The Board is prepared to and will be looking at every expense, but again, will not be looking at cutting services and will continue fully funding our NORC to benefit our cooperators. Parking, bike rooms, storage rooms, commercial spaces are also sources of revenue, which at some point will be looked at. For now all new equipment and televisions that are going into our fitness center in early June will be paid for by the monthly charges to cooperators using the room. The approximately $120,000 cost will be spread out over a period of years by increasing the monthly fee for the fitness center to $25 per member effective after the equipment is installed. This is the same fee being charged by our sister co-op Hillman Housing. The new and additional state of the art equipment will be a great enhancement to our fitness center and is an example of trying to have those that use an amenity pay over time for its upkeep.
Lastly, we want to note that every year the city is imposing new safety regulations, which in co-ops as large as ours cost from tens of thousands to millions of dollars.
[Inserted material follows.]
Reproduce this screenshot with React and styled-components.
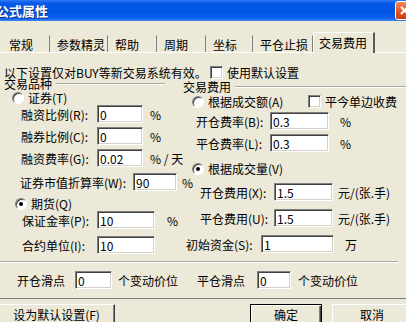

While Local Law 11 cost us almost $3 million dollars for facade repairs, every year we must still do certain additional inspections. This year it is balcony railings at a cost of $64,000 just for the scaffolding before any additional cost for found repairs. New elevator safety laws will now cost us additional tens of thousands of dollars. Although these laws are sometimes in response to a single accident or tragedy, we must and will always comply with all laws to ensure the safety of our cooperators.
Our cooperative remains one of the most affordable and beautiful places to reside in our great city. Despite ever increasing costs we pledge to continue to keep our carrying charges as reasonable as possible. This will be done while carrying out our fiduciary responsibility to balance our budget so banks will always continue to issue mortgages to prospective cooperators whose purchases will bring us additional revenue for the benefit of all of us.